The implications for the immigration debate are piercing. If God placed a Moabite woman in the lineage of his Son, what does that say about our tendency to categorize some foreigners as acceptable and others as unwelcome? If Ruth — from a nation under divine prohibition — could find not just toleration but belonging in the people of God, what does that mean for our posture toward the strangers at our gates?

Going Deeper

Think about the foreigners or immigrants in your community. Are there some you instinctively welcome and others you instinctively resist? What makes the difference? Is it race, culture, religion, legal status, or something else? Ruth's story suggests that God's grace has a way of showing up precisely in the people we least expect.

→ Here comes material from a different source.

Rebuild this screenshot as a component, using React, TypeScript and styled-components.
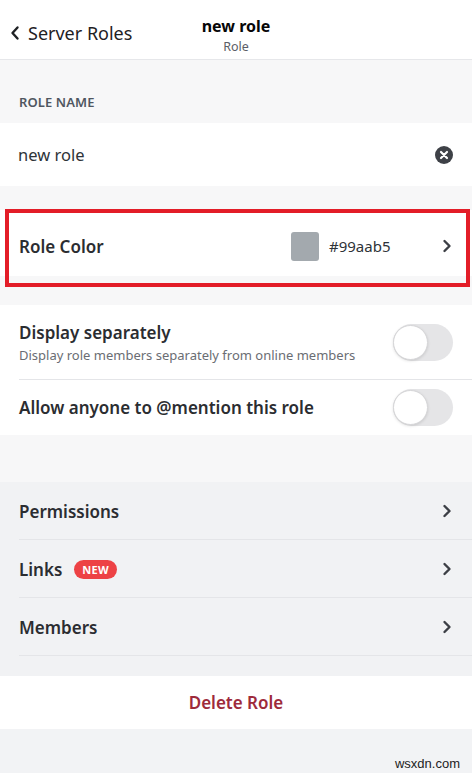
import React from "react";
import styled, { createGlobalStyle } from "styled-components";

const Global = createGlobalStyle`
  * { box-sizing: border-box; }
  html, body { margin: 0; padding: 0; background: #f2f3f5; }
  body { font-family: "Noto Sans", "Open Sans", sans-serif; color: #2e3338; }
`;

const Page = styled.div`
  width: 472px;
  min-height: 773px;
  background: #f2f3f5;
  display: flex;
  flex-direction: column;
`;

const Header = styled.header`
  height: 60px;
  background: #fff;
  border-bottom: 1px solid #e6e7ea;
  display: grid;
  grid-template-columns: 1fr auto 1fr;
  align-items: center;
`;

const Back = styled.div`
  display: flex;
  align-items: center;
  gap: 8px;
  padding-left: 10px;
  font-size: 18px;
  color: #1f2124;
  margin-top: 6px;
`;

const TitleBlock = styled.div`
  display: flex;
  flex-direction: column;
  align-items: center;
  margin-top: 12px;
`;

const Title = styled.div`
  font-weight: 700;
  font-size: 16px;
  line-height: 19px;
  color: #060607;
`;

const Subtitle = styled.div`
  font-size: 12.5px;
  line-height: 15px;
  color: #5c5e66;
  margin-top: 3px;
`;

const SectionLabel = styled.div`
  background: #f7f7f8;
  padding: 34px 19px 13px;
  font-size: 13px;
  font-weight: 600;
  color: #4f5660;
  letter-spacing: 0.1px;
  line-height: 16px;
`;

const InputRow = styled.div`
  height: 63px;
  background: #fff;
  display: flex;
  align-items: center;
  justify-content: space-between;
  padding: 0 19px 0 18px;
  font-size: 16.5px;
  color: #2e3338;
`;

const Gap = styled.div<{ $h: number; $bg?: string }>`
  height: ${(p) => p.$h}px;
  background: ${(p) => p.$bg || "#f7f7f8"};
`;

const Highlight = styled.div`
  position: relative;
  background: #f7f7f8;
  padding-bottom: 29px;
  &::after {
    content: "";
    position: absolute;
    left: 5px;
    right: 2px;
    top: -1px;
    bottom: 18px;
    border: 4px solid #e31d28;
    pointer-events: none;
  }
`;

const Row = styled.div<{ $h: number; $bg?: string; $sep?: boolean; $pt?: number }>`
  height: ${(p) => p.$h}px;
  background: ${(p) => p.$bg || "#fff"};
  display: flex;
  align-items: center;
  padding: ${(p) => p.$pt || 0}px 20px 0 19px;
  gap: 10px;
  position: relative;
  ${(p) =>
    p.$sep
      ? `&::after { content: ""; position: absolute; left: 19px; right: 0; bottom: 0; height: 1px; background: #e4e5e8; }`
      : ""}
`;

const Label = styled.div`
  font-size: 17px;
  font-weight: 600;
  color: #2b2d31;
  flex: 1;
  display: flex;
  align-items: center;
  gap: 12px;
`;

const TextCol = styled.div`
  flex: 1;
  display: flex;
  flex-direction: column;
  gap: 2px;
`;

const Sub = styled.div`
  font-size: 13px;
  color: #6a6d73;
`;

const Swatch = styled.div<{ $c: string }>`
  width: 28px;
  height: 29px;
  border-radius: 3px;
  background: ${(p) => p.$c};
`;

const Hex = styled.div`
  font-size: 15px;
  color: #2e3338;
  width: 103px;
`;

const WhiteGroup = styled.div`
  background: #fff;
`;

const GrayGroup = styled.div`
  background: #f1f2f4;
  padding-bottom: 20px;
`;

const Track = styled.div`
  width: 60px;
  height: 37px;
  border-radius: 19px;
  background: #e5e5e7;
  position: relative;
  margin-right: -1px;
`;

const Knob = styled.div`
  position: absolute;
  left: 0;
  top: 1px;
  width: 35px;
  height: 35px;
  border-radius: 50%;
  background: #fff;
  border: 1px solid #d6d6d8;
  box-shadow: 0 1px 3px rgba(0, 0, 0, 0.12);
`;

const Badge = styled.span`
  background: #ed4245;
  color: #fff;
  font-size: 11px;
  font-weight: 700;
  border-radius: 10px;
  height: 19px;
  padding: 0 8px;
  display: inline-flex;
  align-items: center;
  letter-spacing: 0.3px;
`;

const DeleteRow = styled.div`
  height: 53px;
  background: #fff;
  display: flex;
  align-items: center;
  justify-content: center;
  font-size: 17px;
  font-weight: 600;
  color: #9e2b3b;
`;

const Footer = styled.div`
  flex: 1;
  background: #f2f3f5;
  display: flex;
  justify-content: flex-end;
  align-items: flex-end;
  padding: 0 12px 2px 0;
  min-height: 44px;
`;

const Watermark = styled.div`
  font-family: "Liberation Sans", Arial, sans-serif;
  font-size: 13px;
  color: #222;
`;

const Chevron = () => (
  <svg width="10" height="14" viewBox="0 0 10 14">
    <path d="M2.5 2 L7.5 7 L2.5 12" fill="none" stroke="#3c3f45" strokeWidth="2.4" strokeLinecap="round" strokeLinejoin="round" />
  </svg>
);

const BackChevron = () => (
  <svg width="10" height="16" viewBox="0 0 10 16">
    <path d="M7.5 2.5 L2.5 8 L7.5 13.5" fill="none" stroke="#1f2124" strokeWidth="2.4" strokeLinecap="round" strokeLinejoin="round" />
  </svg>
);

const ClearIcon = () => (
  <svg width="18" height="18" viewBox="0 0 18 18">
    <circle cx="9" cy="9" r="9" fill="#3e4147" />
    <path d="M6 6 L12 12 M12 6 L6 12" stroke="#fff" strokeWidth="2.2" strokeLinecap="round" />
  </svg>
);

const Toggle = () => (
  <Track>
    <Knob />
  </Track>
);

export default function App() {
  return (
    <Page>
      <Global />
      <Header>
        <Back>
          <BackChevron />
          <span>Server Roles</span>
        </Back>
        <TitleBlock>
          <Title>new role</Title>
          <Subtitle>Role</Subtitle>
        </TitleBlock>
        <div />
      </Header>
      <SectionLabel>ROLE NAME</SectionLabel>
      <InputRow>
        <span>new role</span>
        <ClearIcon />
      </InputRow>
      <Gap $h={24} />
      <Highlight>
        <Row $h={66} $pt={6}>
          <Label>Role Color</Label>
          <Swatch $c="#a3a9ae" />
          <Hex>#99aab5</Hex>
          <Chevron />
        </Row>
      </Highlight>
      <WhiteGroup>
        <Row $h={75} $sep>
          <TextCol>
            <Label>Display separately</Label>
            <Sub>Display role members separately from online members</Sub>
          </TextCol>
          <Toggle />
        </Row>
        <Row $h={55}>
          <Label>Allow anyone to @mention this role</Label>
          <Toggle />
        </Row>
      </WhiteGroup>
      <Gap $h={47} />
      <GrayGroup>
        <Row $h={58} $bg="#f1f2f4" $sep>
          <Label>Permissions</Label>
          <Chevron />
        </Row>
        <Row $h={58} $bg="#f1f2f4" $sep>
          <Label>
            Links <Badge>NEW</Badge>
          </Label>
          <Chevron />
        </Row>
        <Row $h={58} $bg="#f1f2f4" $sep>
          <Label>Members</Label>
          <Chevron />
        </Row>
      </GrayGroup>
      <DeleteRow>Delete Role</DeleteRow>
      <Footer>
        <Watermark>wsxdn.com</Watermark>
      </Footer>
    </Page>
  );
}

Who might be a "Ruth" in your midst — an outsider through whom God is doing something you cannot yet see?

Key Quotes

The story of Ruth shows us that God's purposes are never limited by ethnic, national, or cultural boundaries. The outsider becomes the insider by grace.

The genealogy of Jesus is not a list of the great and the good. It is a list of the broken, the outsider, and the unexpected, because that is how God has always worked.

nt wright, Matthew for Everyone, Part 1, Chapter 1

Prayer Focus

Thank God that his plan of redemption has always included foreigners, outsiders, and unexpected people. Ask him to expand your vision of who belongs in God's story.

Meditation

Ruth left everything familiar — her country, her gods, her family — to follow Naomi and Naomi's God. What does Ruth's radical commitment cost her, and what does it reveal about the nature of true belonging?

Question for Discussion

Ruth the Moabite — from a nation that Israel regarded with hostility — becomes the great-grandmother of King David and an ancestor of Jesus. What does her inclusion in Christ's lineage say about God's posture toward the 'wrong' kind of foreigner, and how should that shape the church's posture today?